• **TO DO**: Set the listing down again in full, word for word, with the pictures left out.
***
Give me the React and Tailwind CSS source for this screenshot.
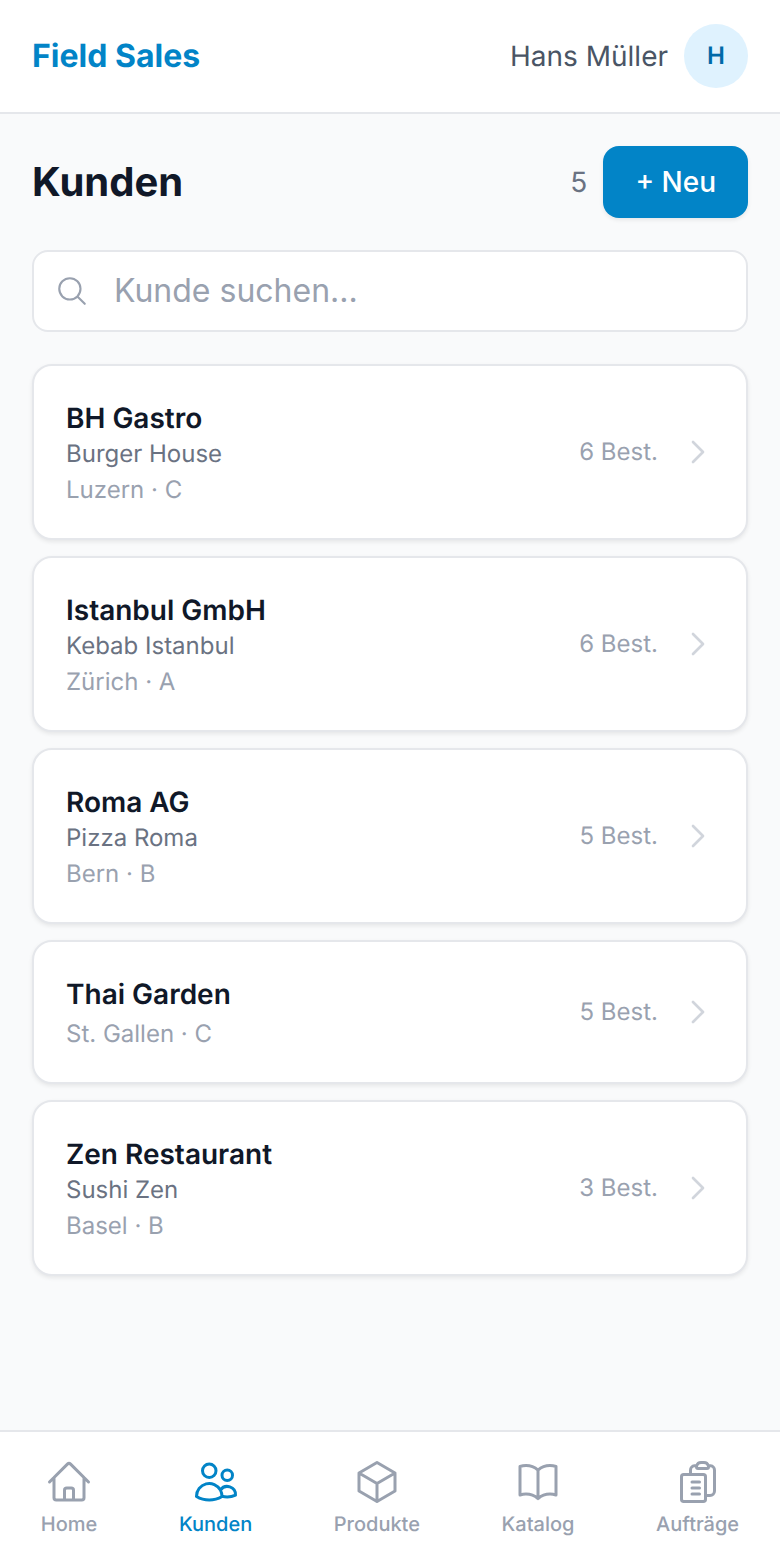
import React from "react";
import { HiOutlineHome, HiOutlineUsers, HiOutlineCube, HiOutlineBookOpen, HiOutlineMagnifyingGlass, HiOutlineChevronRight } from "react-icons/hi2";

const customers = [
  { name: "BH Gastro", sub: "Burger House", meta: "Luzern · C", orders: "6 Best." },
  { name: "Istanbul GmbH", sub: "Kebab Istanbul", meta: "Zürich · A", orders: "6 Best." },
  { name: "Roma AG", sub: "Pizza Roma", meta: "Bern · B", orders: "5 Best." },
  { name: "Thai Garden", meta: "St. Gallen · C", orders: "5 Best." },
  { name: "Zen Restaurant", sub: "Sushi Zen", meta: "Basel · B", orders: "3 Best." },
];

// clipboard with three plain lines, no bullets
const ClipboardIcon = ({ size }) => (
  <svg width={size} height={size} viewBox="0 0 24 24" fill="none" stroke="currentColor" strokeWidth={1.5} strokeLinecap="round" strokeLinejoin="round">
    <path d="M9 12h3.75M9 15h3.75M9 18h3.75m3 .75H18a2.25 2.25 0 0 0 2.25-2.25V6.108c0-1.135-.845-2.098-1.976-2.192a48.424 48.424 0 0 0-1.123-.08m-5.801 0c-.065.21-.1.433-.1.664 0 .414.336.75.75.75h4.5a.75.75 0 0 0 .75-.75 2.25 2.25 0 0 0-.1-.664m-5.8 0A2.251 2.251 0 0 1 13.5 2.25H15c1.012 0 1.867.668 2.15 1.586m-5.8 0c-.376.023-.75.05-1.124.08C9.095 4.01 8.25 4.973 8.25 6.108V8.25m0 0H4.875c-.621 0-1.125.504-1.125 1.125v11.25c0 .621.504 1.125 1.125 1.125h9.75c.621 0 1.125-.504 1.125-1.125V9.375c0-.621-.504-1.125-1.125-1.125H8.25Z" />
  </svg>
);

const navItems = [
  { label: "Home", icon: HiOutlineHome },
  { label: "Kunden", icon: HiOutlineUsers, active: true },
  { label: "Produkte", icon: HiOutlineCube },
  { label: "Katalog", icon: HiOutlineBookOpen },
  { label: "Aufträge", icon: ClipboardIcon },
];

const CustomerCard = ({ name, sub, meta, orders }) => (
  <div className="flex items-center justify-between rounded-[20px] border-2 border-gray-200 bg-white px-8 shadow-[0_2px_4px_rgba(0,0,0,0.08)]">
    <div className="flex flex-col pt-[34px] pb-[30px]">
      <span className="text-[28px] leading-[36px] font-semibold text-gray-900">{name}</span>
      {sub && <span className="text-[24px] leading-[36px] text-gray-500">{sub}</span>}
      <span className={`text-[24px] leading-[36px] text-gray-400 ${sub ? "" : "mt-1"}`}>{meta}</span>
    </div>
    <div className="flex items-center gap-6">
      <span className="text-[24px] leading-[32px] text-gray-400">{orders}</span>
      <HiOutlineChevronRight className="text-gray-300" size={32} strokeWidth={2} />
    </div>
  </div>
);

export default function App() {
  return (
    <div className="flex min-h-screen flex-col bg-gray-50 font-['Inter',sans-serif] antialiased [text-rendering:geometricPrecision]">
      <header className="flex h-[114px] items-center justify-between border-b-2 border-gray-200 bg-white px-8">
        <span className="text-[32px] font-bold text-[#0284c7]">Field Sales</span>
        <div className="flex items-center gap-4">
          <span className="text-[28px] text-gray-600">Hans Müller</span>
          <div className="flex h-16 w-16 items-center justify-center rounded-full bg-sky-100 text-[24px] font-semibold text-sky-700">H</div>
        </div>
      </header>

      <main className="flex flex-1 flex-col p-8">
        <div className="flex items-center justify-between">
          <h1 className="text-[40px] font-bold text-gray-900">Kunden</h1>
          <div className="flex items-center gap-4">
            <span className="text-[28px] text-gray-500">5</span>
            <button className="h-[72px] rounded-2xl bg-[#0284c7] px-8 text-[28px] font-medium text-white shadow-[0_2px_4px_rgba(0,0,0,0.08)]">+ Neu</button>
          </div>
        </div>

        <div className="mt-8 flex h-[82px] items-center gap-[25px] rounded-2xl border-2 border-gray-200 bg-white px-[21px]">
          <HiOutlineMagnifyingGlass className="shrink-0 text-gray-400" size={34} />
          <input className="w-full bg-transparent text-[32px] text-gray-900 outline-none placeholder:text-gray-400" placeholder="Kunde suchen..." />
        </div>

        <div className="mt-8 flex flex-col gap-4">
          {customers.map((c) => (
            <CustomerCard key={c.name} {...c} />
          ))}
        </div>
      </main>

      <nav className="flex h-[130px] items-start justify-around border-t-2 border-gray-200 bg-white pt-[26px]">
        {navItems.map(({ label, icon: Icon, active }) => (
          <div key={label} className={`flex flex-col items-center gap-1 ${active ? "text-[#0284c7]" : "text-gray-400"}`}>
            <Icon size={48} />
            <span className="text-[20px] leading-[28px] font-medium">{label}</span>
          </div>
        ))}
      </nav>
    </div>
  );
}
***
• **SOLUTION**:
Give me the React and Tailwind CSS source for this screenshot.
import React from "react";
import { HiOutlineHome, HiOutlineUsers, HiOutlineCube, HiOutlineBookOpen, HiOutlineMagnifyingGlass, HiOutlineChevronRight } from "react-icons/hi2";

const customers = [
  { name: "BH Gastro", sub: "Burger House", meta: "Luzern · C", orders: "6 Best." },
  { name: "Istanbul GmbH", sub: "Kebab Istanbul", meta: "Zürich · A", orders: "6 Best." },
  { name: "Roma AG", sub: "Pizza Roma", meta: "Bern · B", orders: "5 Best." },
  { name: "Thai Garden", meta: "St. Gallen · C", orders: "5 Best." },
  { name: "Zen Restaurant", sub: "Sushi Zen", meta: "Basel · B", orders: "3 Best." },
];

// clipboard with three plain lines, no bullets
const ClipboardIcon = ({ size }) => (
  <svg width={size} height={size} viewBox="0 0 24 24" fill="none" stroke="currentColor" strokeWidth={1.5} strokeLinecap="round" strokeLinejoin="round">
    <path d="M9 12h3.75M9 15h3.75M9 18h3.75m3 .75H18a2.25 2.25 0 0 0 2.25-2.25V6.108c0-1.135-.845-2.098-1.976-2.192a48.424 48.424 0 0 0-1.123-.08m-5.801 0c-.065.21-.1.433-.1.664 0 .414.336.75.75.75h4.5a.75.75 0 0 0 .75-.75 2.25 2.25 0 0 0-.1-.664m-5.8 0A2.251 2.251 0 0 1 13.5 2.25H15c1.012 0 1.867.668 2.15 1.586m-5.8 0c-.376.023-.75.05-1.124.08C9.095 4.01 8.25 4.973 8.25 6.108V8.25m0 0H4.875c-.621 0-1.125.504-1.125 1.125v11.25c0 .621.504 1.125 1.125 1.125h9.75c.621 0 1.125-.504 1.125-1.125V9.375c0-.621-.504-1.125-1.125-1.125H8.25Z" />
  </svg>
);

const navItems = [
  { label: "Home", icon: HiOutlineHome },
  { label: "Kunden", icon: HiOutlineUsers, active: true },
  { label: "Produkte", icon: HiOutlineCube },
  { label: "Katalog", icon: HiOutlineBookOpen },
  { label: "Aufträge", icon: ClipboardIcon },
];

const CustomerCard = ({ name, sub, meta, orders }) => (
  <div className="flex items-center justify-between rounded-[20px] border-2 border-gray-200 bg-white px-8 shadow-[0_2px_4px_rgba(0,0,0,0.08)]">
    <div className="flex flex-col pt-[34px] pb-[30px]">
      <span className="text-[28px] leading-[36px] font-semibold text-gray-900">{name}</span>
      {sub && <span className="text-[24px] leading-[36px] text-gray-500">{sub}</span>}
      <span className={`text-[24px] leading-[36px] text-gray-400 ${sub ? "" : "mt-1"}`}>{meta}</span>
    </div>
    <div className="flex items-center gap-6">
      <span className="text-[24px] leading-[32px] text-gray-400">{orders}</span>
      <HiOutlineChevronRight className="text-gray-300" size={32} strokeWidth={2} />
    </div>
  </div>
);

export default function App() {
  return (
    <div className="flex min-h-screen flex-col bg-gray-50 font-['Inter',sans-serif] antialiased [text-rendering:geometricPrecision]">
      <header className="flex h-[114px] items-center justify-between border-b-2 border-gray-200 bg-white px-8">
        <span className="text-[32px] font-bold text-[#0284c7]">Field Sales</span>
        <div className="flex items-center gap-4">
          <span className="text-[28px] text-gray-600">Hans Müller</span>
          <div className="flex h-16 w-16 items-center justify-center rounded-full bg-sky-100 text-[24px] font-semibold text-sky-700">H</div>
        </div>
      </header>

      <main className="flex flex-1 flex-col p-8">
        <div className="flex items-center justify-between">
          <h1 className="text-[40px] font-bold text-gray-900">Kunden</h1>
          <div className="flex items-center gap-4">
            <span className="text-[28px] text-gray-500">5</span>
            <button className="h-[72px] rounded-2xl bg-[#0284c7] px-8 text-[28px] font-medium text-white shadow-[0_2px_4px_rgba(0,0,0,0.08)]">+ Neu</button>
          </div>
        </div>

        <div className="mt-8 flex h-[82px] items-center gap-[25px] rounded-2xl border-2 border-gray-200 bg-white px-[21px]">
          <HiOutlineMagnifyingGlass className="shrink-0 text-gray-400" size={34} />
          <input className="w-full bg-transparent text-[32px] text-gray-900 outline-none placeholder:text-gray-400" placeholder="Kunde suchen..." />
        </div>

        <div className="mt-8 flex flex-col gap-4">
          {customers.map((c) => (
            <CustomerCard key={c.name} {...c} />
          ))}
        </div>
      </main>

      <nav className="flex h-[130px] items-start justify-around border-t-2 border-gray-200 bg-white pt-[26px]">
        {navItems.map(({ label, icon: Icon, active }) => (
          <div key={label} className={`flex flex-col items-center gap-1 ${active ? "text-[#0284c7]" : "text-gray-400"}`}>
            <Icon size={48} />
            <span className="text-[20px] leading-[28px] font-medium">{label}</span>
          </div>
        ))}
      </nav>
    </div>
  );
}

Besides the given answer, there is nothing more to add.